====== Data lines
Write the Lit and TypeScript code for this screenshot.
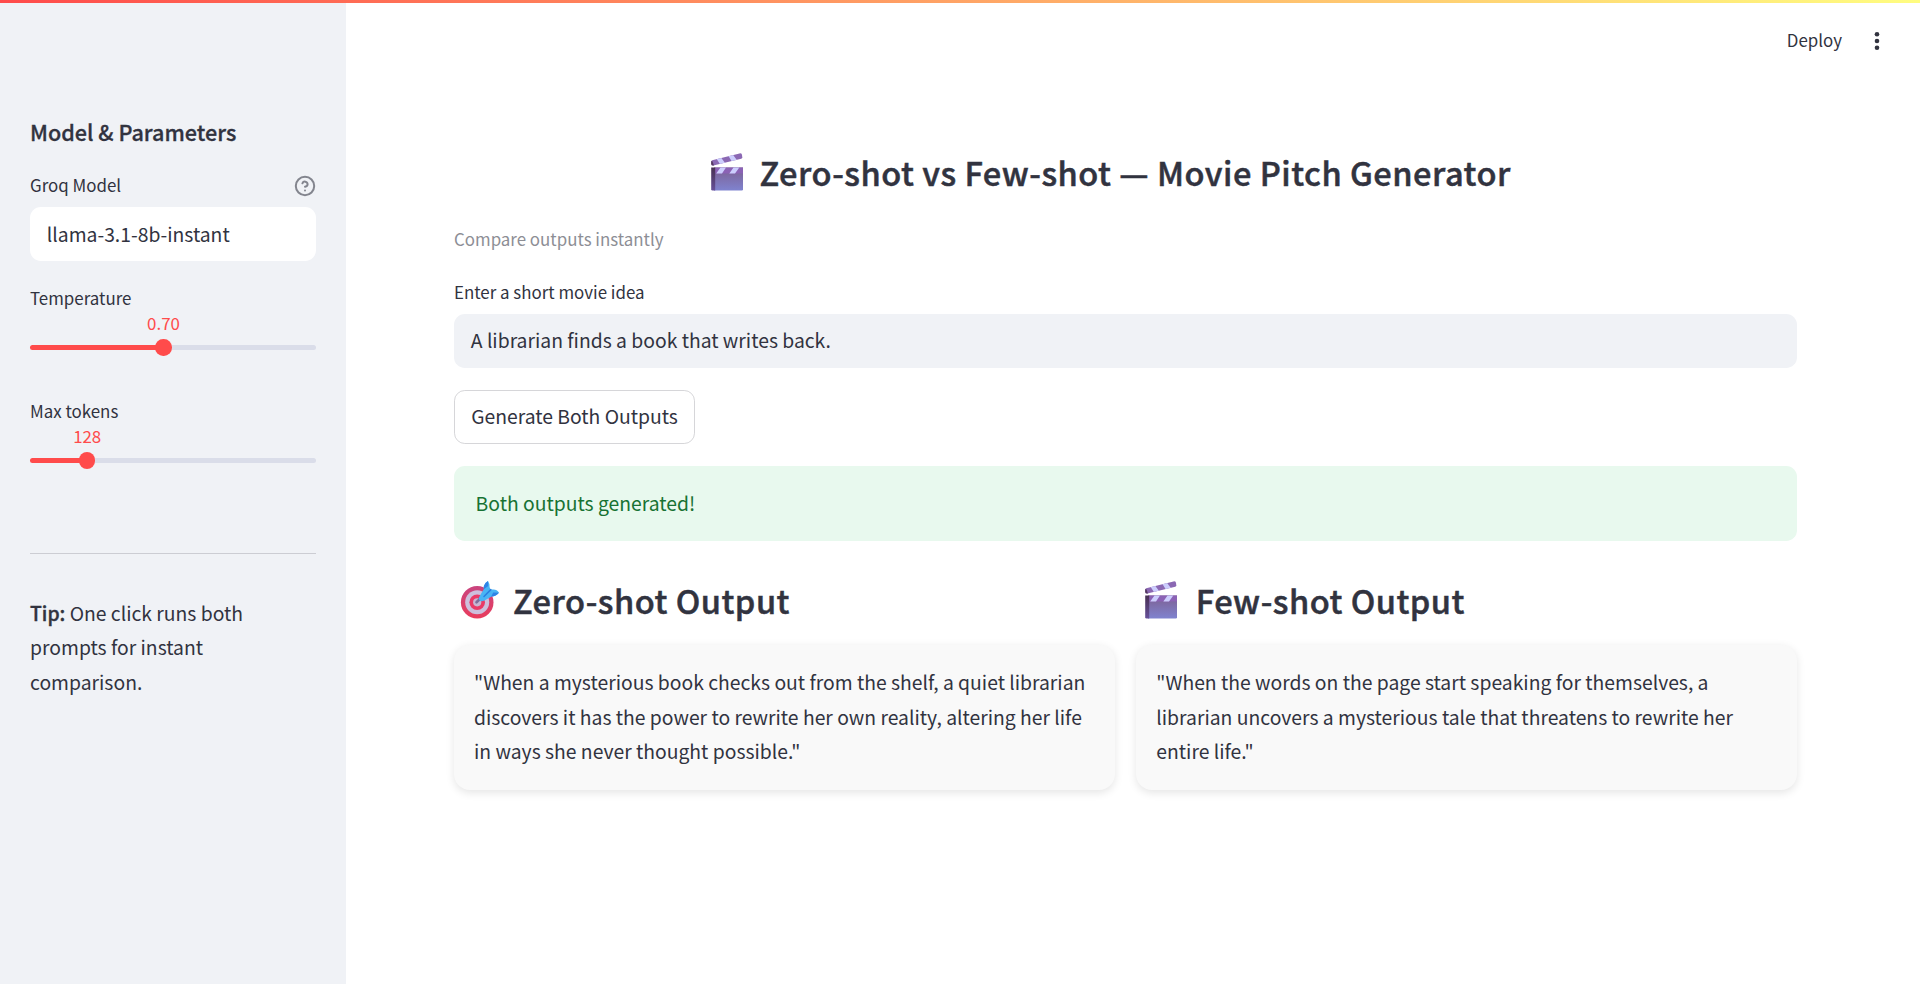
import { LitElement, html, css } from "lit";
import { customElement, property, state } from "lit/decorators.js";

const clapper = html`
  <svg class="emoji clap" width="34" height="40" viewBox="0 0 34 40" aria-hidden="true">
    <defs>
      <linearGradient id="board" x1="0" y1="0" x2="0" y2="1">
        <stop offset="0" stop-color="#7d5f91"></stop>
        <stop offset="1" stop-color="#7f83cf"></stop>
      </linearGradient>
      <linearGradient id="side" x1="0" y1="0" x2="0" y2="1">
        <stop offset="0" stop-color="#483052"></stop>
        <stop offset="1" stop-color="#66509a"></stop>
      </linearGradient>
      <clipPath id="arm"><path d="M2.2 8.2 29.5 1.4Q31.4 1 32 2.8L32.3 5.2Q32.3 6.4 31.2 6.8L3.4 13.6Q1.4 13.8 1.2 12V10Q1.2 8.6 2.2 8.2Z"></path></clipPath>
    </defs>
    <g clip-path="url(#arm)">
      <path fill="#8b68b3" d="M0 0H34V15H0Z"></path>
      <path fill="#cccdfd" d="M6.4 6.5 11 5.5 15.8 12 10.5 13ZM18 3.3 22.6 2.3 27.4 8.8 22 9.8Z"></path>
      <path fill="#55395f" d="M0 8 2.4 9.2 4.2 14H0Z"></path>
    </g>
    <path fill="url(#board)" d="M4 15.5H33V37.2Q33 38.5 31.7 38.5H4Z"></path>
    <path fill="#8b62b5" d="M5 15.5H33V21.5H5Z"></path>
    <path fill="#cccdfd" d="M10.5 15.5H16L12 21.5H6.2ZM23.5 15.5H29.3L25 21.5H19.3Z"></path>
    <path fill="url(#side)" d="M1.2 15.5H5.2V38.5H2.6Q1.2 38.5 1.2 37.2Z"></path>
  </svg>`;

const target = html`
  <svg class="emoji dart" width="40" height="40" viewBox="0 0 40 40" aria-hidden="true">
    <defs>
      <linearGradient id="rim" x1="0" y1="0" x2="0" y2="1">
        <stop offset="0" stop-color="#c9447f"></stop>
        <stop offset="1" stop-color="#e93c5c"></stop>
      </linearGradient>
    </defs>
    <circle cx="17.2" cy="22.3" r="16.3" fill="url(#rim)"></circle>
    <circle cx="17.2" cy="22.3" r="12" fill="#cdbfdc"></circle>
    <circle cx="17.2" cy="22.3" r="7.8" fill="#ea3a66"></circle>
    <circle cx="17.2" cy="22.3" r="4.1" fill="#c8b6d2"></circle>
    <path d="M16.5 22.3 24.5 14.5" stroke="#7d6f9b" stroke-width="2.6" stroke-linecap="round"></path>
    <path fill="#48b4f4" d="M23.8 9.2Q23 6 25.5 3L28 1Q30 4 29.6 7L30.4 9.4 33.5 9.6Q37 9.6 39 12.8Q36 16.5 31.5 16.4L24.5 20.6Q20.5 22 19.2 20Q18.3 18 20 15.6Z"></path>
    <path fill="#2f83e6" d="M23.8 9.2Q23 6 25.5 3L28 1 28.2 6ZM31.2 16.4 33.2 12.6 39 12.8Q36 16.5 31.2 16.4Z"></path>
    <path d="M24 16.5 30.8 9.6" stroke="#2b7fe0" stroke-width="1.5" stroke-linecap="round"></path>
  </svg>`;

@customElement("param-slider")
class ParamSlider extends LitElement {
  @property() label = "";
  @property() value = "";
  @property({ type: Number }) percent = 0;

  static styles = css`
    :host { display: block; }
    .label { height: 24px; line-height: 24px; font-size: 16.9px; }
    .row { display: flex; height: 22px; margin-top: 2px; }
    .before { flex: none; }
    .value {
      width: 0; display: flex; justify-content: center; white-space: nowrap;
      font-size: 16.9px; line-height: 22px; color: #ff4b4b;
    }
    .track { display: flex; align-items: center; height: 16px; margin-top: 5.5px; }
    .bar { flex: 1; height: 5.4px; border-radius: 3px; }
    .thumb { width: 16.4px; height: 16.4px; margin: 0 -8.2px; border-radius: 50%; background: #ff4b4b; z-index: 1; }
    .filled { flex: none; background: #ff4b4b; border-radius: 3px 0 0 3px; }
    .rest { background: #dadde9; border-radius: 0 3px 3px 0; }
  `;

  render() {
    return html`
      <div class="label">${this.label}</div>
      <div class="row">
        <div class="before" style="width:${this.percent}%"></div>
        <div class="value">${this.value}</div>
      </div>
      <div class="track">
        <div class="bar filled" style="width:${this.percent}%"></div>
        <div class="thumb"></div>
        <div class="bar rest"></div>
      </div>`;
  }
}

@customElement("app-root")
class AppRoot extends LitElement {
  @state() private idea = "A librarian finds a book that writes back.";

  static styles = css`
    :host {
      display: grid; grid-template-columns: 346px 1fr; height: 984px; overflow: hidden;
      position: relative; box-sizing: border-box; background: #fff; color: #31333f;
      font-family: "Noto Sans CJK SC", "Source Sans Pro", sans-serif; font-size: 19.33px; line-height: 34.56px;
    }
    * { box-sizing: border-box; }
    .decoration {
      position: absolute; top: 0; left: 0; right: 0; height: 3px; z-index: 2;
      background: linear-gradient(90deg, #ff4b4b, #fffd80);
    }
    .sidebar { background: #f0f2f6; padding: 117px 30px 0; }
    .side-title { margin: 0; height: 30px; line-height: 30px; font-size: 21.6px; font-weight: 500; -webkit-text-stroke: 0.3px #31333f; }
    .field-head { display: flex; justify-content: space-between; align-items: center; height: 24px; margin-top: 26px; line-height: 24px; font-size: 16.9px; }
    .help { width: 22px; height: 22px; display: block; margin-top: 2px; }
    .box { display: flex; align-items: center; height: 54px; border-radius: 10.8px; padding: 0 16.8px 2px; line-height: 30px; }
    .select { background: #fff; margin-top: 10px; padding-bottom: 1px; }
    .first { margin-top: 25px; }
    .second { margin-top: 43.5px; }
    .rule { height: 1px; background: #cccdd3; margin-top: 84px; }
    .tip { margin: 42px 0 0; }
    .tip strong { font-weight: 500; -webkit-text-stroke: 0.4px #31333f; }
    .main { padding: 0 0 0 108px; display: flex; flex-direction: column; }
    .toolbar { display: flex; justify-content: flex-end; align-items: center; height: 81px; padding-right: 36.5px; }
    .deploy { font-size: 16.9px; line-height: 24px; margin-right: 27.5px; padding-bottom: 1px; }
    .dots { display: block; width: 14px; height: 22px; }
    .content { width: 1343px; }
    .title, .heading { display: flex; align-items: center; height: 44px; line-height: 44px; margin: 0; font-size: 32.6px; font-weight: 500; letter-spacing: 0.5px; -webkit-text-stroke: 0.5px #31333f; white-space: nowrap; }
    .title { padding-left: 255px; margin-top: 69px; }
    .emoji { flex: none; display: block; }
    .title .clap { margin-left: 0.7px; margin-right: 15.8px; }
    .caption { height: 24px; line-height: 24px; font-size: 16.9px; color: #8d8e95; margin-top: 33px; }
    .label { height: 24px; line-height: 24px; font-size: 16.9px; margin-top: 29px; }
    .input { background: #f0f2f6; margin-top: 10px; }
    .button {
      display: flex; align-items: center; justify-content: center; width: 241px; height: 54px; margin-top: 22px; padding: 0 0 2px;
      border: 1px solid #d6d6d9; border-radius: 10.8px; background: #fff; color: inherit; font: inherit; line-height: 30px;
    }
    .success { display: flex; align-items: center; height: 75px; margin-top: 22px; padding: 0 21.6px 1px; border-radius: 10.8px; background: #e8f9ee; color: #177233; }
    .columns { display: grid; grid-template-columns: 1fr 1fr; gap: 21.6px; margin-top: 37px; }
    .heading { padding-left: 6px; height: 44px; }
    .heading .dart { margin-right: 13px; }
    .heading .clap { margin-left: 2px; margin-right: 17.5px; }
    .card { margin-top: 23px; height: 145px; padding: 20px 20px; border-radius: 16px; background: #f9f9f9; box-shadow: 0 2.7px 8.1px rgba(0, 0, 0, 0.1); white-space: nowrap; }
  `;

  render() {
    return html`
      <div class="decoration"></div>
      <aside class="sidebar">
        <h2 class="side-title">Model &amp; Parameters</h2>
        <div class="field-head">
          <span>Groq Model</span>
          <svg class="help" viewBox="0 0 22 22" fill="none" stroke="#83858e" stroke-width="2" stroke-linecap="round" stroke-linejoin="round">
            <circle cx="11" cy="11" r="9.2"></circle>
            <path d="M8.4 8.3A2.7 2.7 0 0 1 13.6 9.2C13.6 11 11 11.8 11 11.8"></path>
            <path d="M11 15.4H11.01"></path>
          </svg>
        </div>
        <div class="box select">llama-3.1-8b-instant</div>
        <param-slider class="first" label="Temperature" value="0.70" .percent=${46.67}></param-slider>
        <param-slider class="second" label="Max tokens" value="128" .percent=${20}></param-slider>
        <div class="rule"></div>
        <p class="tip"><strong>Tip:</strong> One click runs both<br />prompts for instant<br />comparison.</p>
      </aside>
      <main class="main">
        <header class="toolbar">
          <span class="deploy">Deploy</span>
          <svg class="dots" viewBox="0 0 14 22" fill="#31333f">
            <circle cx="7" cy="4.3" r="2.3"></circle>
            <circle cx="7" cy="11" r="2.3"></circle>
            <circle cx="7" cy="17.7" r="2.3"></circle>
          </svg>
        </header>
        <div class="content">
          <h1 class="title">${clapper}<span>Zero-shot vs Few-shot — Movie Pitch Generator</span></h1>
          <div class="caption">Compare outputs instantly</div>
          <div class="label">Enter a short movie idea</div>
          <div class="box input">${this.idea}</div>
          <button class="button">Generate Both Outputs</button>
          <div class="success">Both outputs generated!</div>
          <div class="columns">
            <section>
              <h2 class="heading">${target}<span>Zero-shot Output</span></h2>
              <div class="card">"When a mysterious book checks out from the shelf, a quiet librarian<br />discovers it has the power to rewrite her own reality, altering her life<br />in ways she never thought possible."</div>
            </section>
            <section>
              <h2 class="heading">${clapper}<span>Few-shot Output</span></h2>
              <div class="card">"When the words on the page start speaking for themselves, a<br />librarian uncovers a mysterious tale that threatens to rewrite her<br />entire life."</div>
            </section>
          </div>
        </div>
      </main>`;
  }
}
============
* [Objective] Leave out any pictures and return exactly the lines from the beginning of the data through the line with "customElement, property, state", inclusive.

* [Exercise output]
Write the Lit and TypeScript code for this screenshot.
import { LitElement, html, css } from "lit";
import { customElement, property, state } from "lit/decorators.js";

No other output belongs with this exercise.